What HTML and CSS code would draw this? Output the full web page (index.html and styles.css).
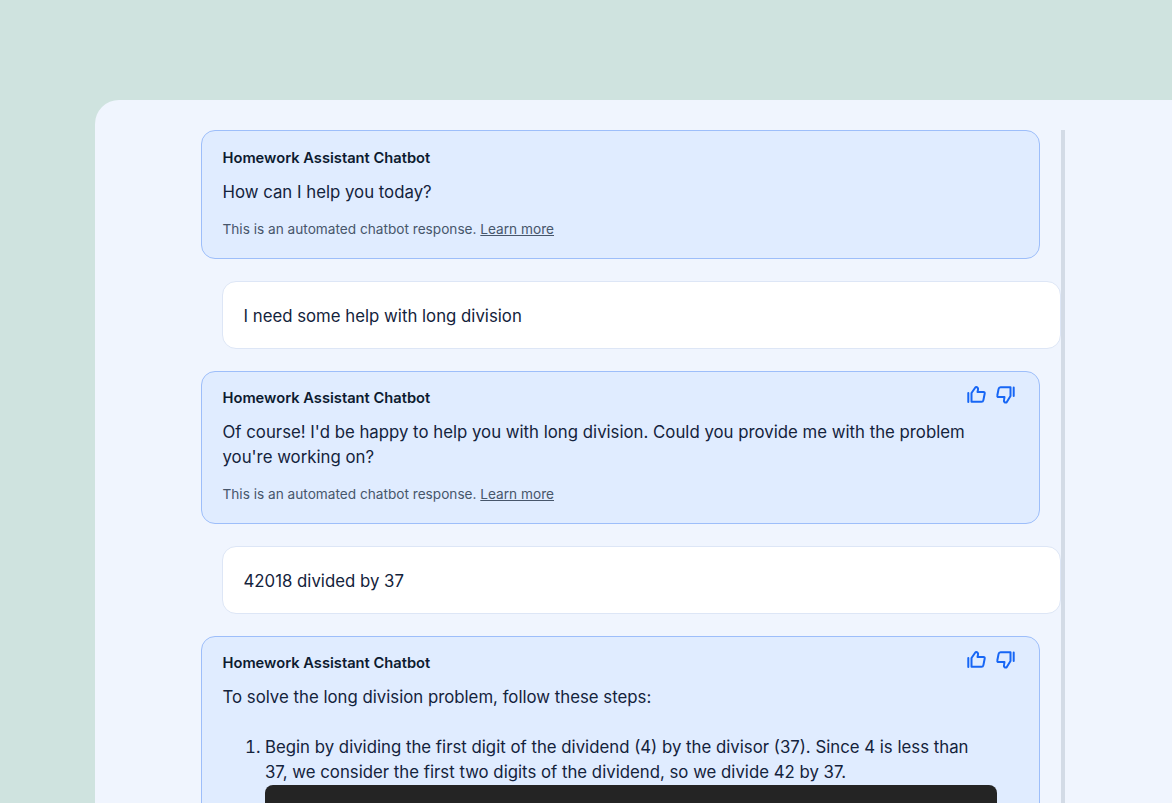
FILE: index.html
```html
<!DOCTYPE html>
<html lang="en">
<head>
<meta charset="utf-8">
<title>Homework Assistant Chatbot</title>
<link rel="stylesheet" href="styles.css">
</head>
<body>
<main class="panel">
  <div class="log">
    <article class="msg bot first">
      <header class="head"><h2 class="name">Homework Assistant Chatbot</h2></header>
      <p class="text">How can I help you today?</p>
      <p class="note">This is an automated chatbot response. <a href="#">Learn more</a></p>
    </article>
    <article class="msg user"><p class="text">I need some help with long division</p></article>
    <article class="msg bot second">
      <header class="head">
        <h2 class="name">Homework Assistant Chatbot</h2>
        <div class="votes">
          <svg class="icon" viewBox="0 0 20 20"><path d="M2.300 8v9M5.500 8 9.500 2.200c1.800-.4 2.900.9 2.500 2.600L11.500 7h6c.9 0 1.400.7 1.200 1.500l-1.300 6.600c-.2 1-.9 1.700-1.900 1.700H5.500z"/></svg>
          <svg class="icon" viewBox="0 0 20 20"><path d="M17.700 11V2.500M14.500 11 10.500 17.500c-1.800.4-2.900-.9-2.500-2.600l.5-2.900h-6c-.9 0-1.400-.7-1.200-1.500l1.300-6.600c.2-1 .9-1.700 1.900-1.700H14.500z"/></svg>
        </div>
      </header>
      <p class="text">Of course! I'd be happy to help you with long division. Could you provide me with the problem you're working on?</p>
      <p class="note">This is an automated chatbot response. <a href="#">Learn more</a></p>
    </article>
    <article class="msg user"><p class="text">42018 divided by 37</p></article>
    <article class="msg bot">
      <header class="head">
        <h2 class="name">Homework Assistant Chatbot</h2>
        <div class="votes">
          <svg class="icon" viewBox="0 0 20 20"><path d="M2.300 8v9M5.500 8 9.500 2.200c1.800-.4 2.900.9 2.500 2.600L11.500 7h6c.9 0 1.400.7 1.200 1.500l-1.300 6.600c-.2 1-.9 1.700-1.900 1.700H5.500z"/></svg>
          <svg class="icon" viewBox="0 0 20 20"><path d="M17.700 11V2.500M14.500 11 10.500 17.500c-1.800.4-2.900-.9-2.500-2.600l.5-2.900h-6c-.9 0-1.400-.7-1.200-1.500l1.300-6.600c.2-1 .9-1.700 1.900-1.700H14.500z"/></svg>
        </div>
      </header>
      <p class="text">To solve the long division problem, follow these steps:</p>
      <ol class="steps">
        <li><p class="step-text">Begin by dividing the first digit of the dividend (4) by the divisor (37). Since 4 is less than 37, we consider the first two digits of the dividend, so we divide 42 by 37.</p>
          <div class="code"></div>
        </li>
      </ol>
    </article>
  </div>
</main>
</body>
</html>
```
FILE: styles.css
```css
* { box-sizing: border-box; }
html, body { margin: 0; height: 100%; overflow: hidden; }
body {
  background: #cfe3df;
  padding: 100px 0 0 95px;
  font-family: Inter, "Liberation Sans", sans-serif;
  color: #14233c;
}
.panel {
  height: 900px;
  background: #f0f5fe;
  border-radius: 24px 0 0 0;
  padding: 30px 0 0 106px;
}
.log {
  width: 864px;
  height: 860px;
  border-right: 4px solid #d3dbe6;
  display: flex;
  flex-direction: column;
  gap: 22px;
  align-items: flex-start;
}
.msg { border-radius: 14px; flex: none; }
.bot {
  width: 839px;
  background: #e0ecff;
  border: 1px solid #9dbefa;
  padding: 16px 21px 0 20.500px;
}
.first { height: 129px; padding-top: 17px; }
.second { height: 153px; }
.user {
  width: 838.500px;
  height: 68px;
  margin-left: 21px;
  background: #fff;
  border: 1px solid #dde6f6;
  padding: 21.500px 20.500px;
}
.head { display: flex; justify-content: space-between; align-items: flex-start; height: 20px; }
.name { margin: 0; font-size: 14.700px; line-height: 20px; font-weight: 600; color: #0d1b30; }
.votes { display: flex; gap: 10.500px; margin: -3.500px 2px 0 0; }
.icon { width: 20px; height: 20px; fill: none; stroke: #1766f5; stroke-width: 2; stroke-linejoin: round; stroke-linecap: round; }
.text { margin: 12px 0 0; padding-right: 21px; font-size: 16.800px; line-height: 25.200px; }
.user .text { margin: 0; }
.note { margin: 14px 0 0; font-size: 13.650px; line-height: 20px; color: #47566b; }
.note a { color: inherit; }
.steps { margin: 25px 0 0; padding: 0 21px 0 42.500px; font-size: 16.800px; line-height: 25.200px; }
.step-text { margin: 0 0 -1px; padding-right: 4px; }
.code { height: 60px; background: #242424; border-radius: 8px; }
```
┄┄┄┄┄┄┄┄┄┄
# What the task asks:
Without the pictures, output the full listing exactly as it stands.

# The reply:
What HTML and CSS code would draw this? Output the full web page (index.html and styles.css).
FILE: index.html
```html
<!DOCTYPE html>
<html lang="en">
<head>
<meta charset="utf-8">
<title>Homework Assistant Chatbot</title>
<link rel="stylesheet" href="styles.css">
</head>
<body>
<main class="panel">
  <div class="log">
    <article class="msg bot first">
      <header class="head"><h2 class="name">Homework Assistant Chatbot</h2></header>
      <p class="text">How can I help you today?</p>
      <p class="note">This is an automated chatbot response. <a href="#">Learn more</a></p>
    </article>
    <article class="msg user"><p class="text">I need some help with long division</p></article>
    <article class="msg bot second">
      <header class="head">
        <h2 class="name">Homework Assistant Chatbot</h2>
        <div class="votes">
          <svg class="icon" viewBox="0 0 20 20"><path d="M2.300 8v9M5.500 8 9.500 2.200c1.800-.4 2.900.9 2.500 2.600L11.500 7h6c.9 0 1.400.7 1.200 1.500l-1.300 6.600c-.2 1-.9 1.700-1.900 1.700H5.500z"/></svg>
          <svg class="icon" viewBox="0 0 20 20"><path d="M17.700 11V2.500M14.500 11 10.500 17.500c-1.800.4-2.900-.9-2.500-2.600l.5-2.900h-6c-.9 0-1.400-.7-1.200-1.500l1.300-6.600c.2-1 .9-1.700 1.900-1.700H14.500z"/></svg>
        </div>
      </header>
      <p class="text">Of course! I'd be happy to help you with long division. Could you provide me with the problem you're working on?</p>
      <p class="note">This is an automated chatbot response. <a href="#">Learn more</a></p>
    </article>
    <article class="msg user"><p class="text">42018 divided by 37</p></article>
    <article class="msg bot">
      <header class="head">
        <h2 class="name">Homework Assistant Chatbot</h2>
        <div class="votes">
          <svg class="icon" viewBox="0 0 20 20"><path d="M2.300 8v9M5.500 8 9.500 2.200c1.800-.4 2.900.9 2.500 2.600L11.500 7h6c.9 0 1.400.7 1.200 1.500l-1.300 6.600c-.2 1-.9 1.700-1.900 1.700H5.500z"/></svg>
          <svg class="icon" viewBox="0 0 20 20"><path d="M17.700 11V2.500M14.500 11 10.500 17.500c-1.800.4-2.900-.9-2.500-2.600l.5-2.900h-6c-.9 0-1.400-.7-1.200-1.500l1.300-6.600c.2-1 .9-1.700 1.900-1.700H14.500z"/></svg>
        </div>
      </header>
      <p class="text">To solve the long division problem, follow these steps:</p>
      <ol class="steps">
        <li><p class="step-text">Begin by dividing the first digit of the dividend (4) by the divisor (37). Since 4 is less than 37, we consider the first two digits of the dividend, so we divide 42 by 37.</p>
          <div class="code"></div>
        </li>
      </ol>
    </article>
  </div>
</main>
</body>
</html>
```
FILE: styles.css
```css
* { box-sizing: border-box; }
html, body { margin: 0; height: 100%; overflow: hidden; }
body {
  background: #cfe3df;
  padding: 100px 0 0 95px;
  font-family: Inter, "Liberation Sans", sans-serif;
  color: #14233c;
}
.panel {
  height: 900px;
  background: #f0f5fe;
  border-radius: 24px 0 0 0;
  padding: 30px 0 0 106px;
}
.log {
  width: 864px;
  height: 860px;
  border-right: 4px solid #d3dbe6;
  display: flex;
  flex-direction: column;
  gap: 22px;
  align-items: flex-start;
}
.msg { border-radius: 14px; flex: none; }
.bot {
  width: 839px;
  background: #e0ecff;
  border: 1px solid #9dbefa;
  padding: 16px 21px 0 20.500px;
}
.first { height: 129px; padding-top: 17px; }
.second { height: 153px; }
.user {
  width: 838.500px;
  height: 68px;
  margin-left: 21px;
  background: #fff;
  border: 1px solid #dde6f6;
  padding: 21.500px 20.500px;
}
.head { display: flex; justify-content: space-between; align-items: flex-start; height: 20px; }
.name { margin: 0; font-size: 14.700px; line-height: 20px; font-weight: 600; color: #0d1b30; }
.votes { display: flex; gap: 10.500px; margin: -3.500px 2px 0 0; }
.icon { width: 20px; height: 20px; fill: none; stroke: #1766f5; stroke-width: 2; stroke-linejoin: round; stroke-linecap: round; }
.text { margin: 12px 0 0; padding-right: 21px; font-size: 16.800px; line-height: 25.200px; }
.user .text { margin: 0; }
.note { margin: 14px 0 0; font-size: 13.650px; line-height: 20px; color: #47566b; }
.note a { color: inherit; }
.steps { margin: 25px 0 0; padding: 0 21px 0 42.500px; font-size: 16.800px; line-height: 25.200px; }
.step-text { margin: 0 0 -1px; padding-right: 4px; }
.code { height: 60px; background: #242424; border-radius: 8px; }
```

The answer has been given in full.